AMSTERDAM, THE NETHERLANDS — Night train to Amsterdam. Those words drum up images of Lost Generation bohemians in the ’20s, bottles of unlabeled wine, glowing cigarettes on the top of a coach as the sun hurdles into view.
In 2011, that is not the case.
Mike, Molly and I down a couple liters in the Augustiner Keller to prepare us for the long trip ahead and then trek over to the Hauptbahnhof to catch our ride. We search one, two, three sleeping cars looking for our berth, only to finally find a rickety old coach with 50’s style moon chairs that never left the stratosphere. Hard plastic and 45 degree angles are our only promises of the night ahead.
Nevertheless, we settle in and the train departs.
Next realization: this is not the night party train I remember from my travels 6 years ago. No groups of celebratory backpackers, no bottles of wine behind passed along the aisles, hell, there isn’t even a dining car.
So, while everyone around us hunkers in as best they can for the night, we shrug it off and bring the lonely bottle of wine and a couple beers behind the “sleeping” car and throw our own little shindig. We’re celebrating, after all. We are on our way to old Amsterdam.
The Dutch morning brings a massive crink in my neck and an unbearable thirst. I remember, no cafe car. We’re stopped at some country town while the last coach disconnects, so we step outside with the smokers — a little dewey fresh air and first light only slightly compensates for the lack of water.
The whistle blows and we are back on board, chugging slowly through the picturesque Netherland farmlands. Last time I was in this town, it was a bull rush of excitement, lack of sleep and odd sensations — the first stop on a three-month tour of the continent. I don’t think I slept for four days. Dozing off now, I wonder what old Amsterdam has in store this time around.
I wake to a definitively slower velocity as we rumble along a wide river — low houses and sparkling houselights glow from Amsterdam proper on the other side. Centraal Station is a madhouse, as usual, as expected. The mass of people puts you into a sort of awe as you’re swept with the human current and out onto the paddock in front of the turn-of-the-century iron hall. I look behind and Molly and Mike are dazed but smiling.
Here we are. Back in the ‘Dam.
The long causeway of the Damrak runs south from the station, lined by Frites stands, fast food joints, sex show emporiums and tacky souvenir shops that wait like spider webs, willing to catch the easily distracted, before opening up into the wide Dam — Amsterdam’s granite-covered central square. ‘Square’ is a relative term here — it is difficult to find anything at a right angle in fact — the streets running like bent spokes out from the dam, trams zigzag down drunken tracks, even the buildings lean at uncle-Murhpy-after-five-brandy angles. The only things that seem to follow the globally agreed-upon sense of geometry are the canals — orderly, quiet and cool, spanning out in concentric rings as if a massive water droplet fell into the center of Dam square and radiated out.

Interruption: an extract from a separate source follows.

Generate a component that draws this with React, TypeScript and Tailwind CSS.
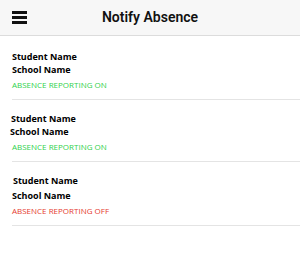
import React from "react";

const students = [
    { student: "Student Name", school: "School Name", on: true, sx: "ml-0", cx: "ml-0", gap: "mt-0" },
    { student: "Student Name", school: "School Name", on: true, sx: "-ml-[1px]", cx: "-ml-[2px]", gap: "mt-0" },
    { student: "Student Name", school: "School Name", on: false, sx: "ml-[1px]", cx: "ml-0", gap: "mt-[2px]" },
];

const App = () => {
    return (
        <div className="w-[300px] h-[256px] bg-white overflow-hidden font-['Open_Sans',sans-serif]">
            <div className="h-[36px] bg-[#f7f7f7] border-b border-[#dcdcdc] flex items-center relative">
                <button className="ml-[12px] flex flex-col gap-[2px] w-[15px]">
                    <span className="h-[3px] w-full bg-[#111]" />
                    <span className="h-[3px] w-full bg-[#111]" />
                    <span className="h-[3px] w-full bg-[#111]" />
                </button>
                <h1 className="absolute left-0 right-0 text-center text-[14px] font-semibold text-[#111] font-['Roboto',sans-serif]">
                    Notify Absence
                </h1>
            </div>
            <div className="pt-[12px]">
                {students.map((s, i) => (
                    <div key={i} className="ml-[12px] border-b border-[#e4e4e4] pt-[2px] pb-[8px] mb-[10px]">
                        <p className={`text-[9px] font-bold text-black leading-[13px] ${s.sx}`}>{s.student}</p>
                        <p className={`text-[9px] font-bold text-black leading-[13px] ${s.cx} ${s.gap}`}>
                            {s.school}
                        </p>
                        <p
                            className={`mt-[3px] text-[8px] leading-[12px] ${
                                s.on ? "text-[#2fd14c]" : "text-[#e53b30]"
                            }`}
                        >
                            {s.on ? "ABSENCE REPORTING ON" : "ABSENCE REPORTING OFF"}
                        </p>
                    </div>
                ))}
            </div>
        </div>
    );
};

export default App;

We hang a left and cross the first canal and here it is — the Wallen, the world-renown Red Light District. At 10am, the streets are relatively quiet. City workers quietly sweep up the reminders of last nights debauchery, sex shops are boarded up while their clients sleep and only a couple older prostitutes dance sadly behind red tinted windows. I can see Mike and Molly are in awe.
It’s only half a block down the first canal to ground zero — the Bulldog. We check in, grab a bier from the quiet smoky bar and sit back in the hostel coffeeshop — more of a hobbit hole than a storefront — and let Amsterdam warmly welcome us into her midst.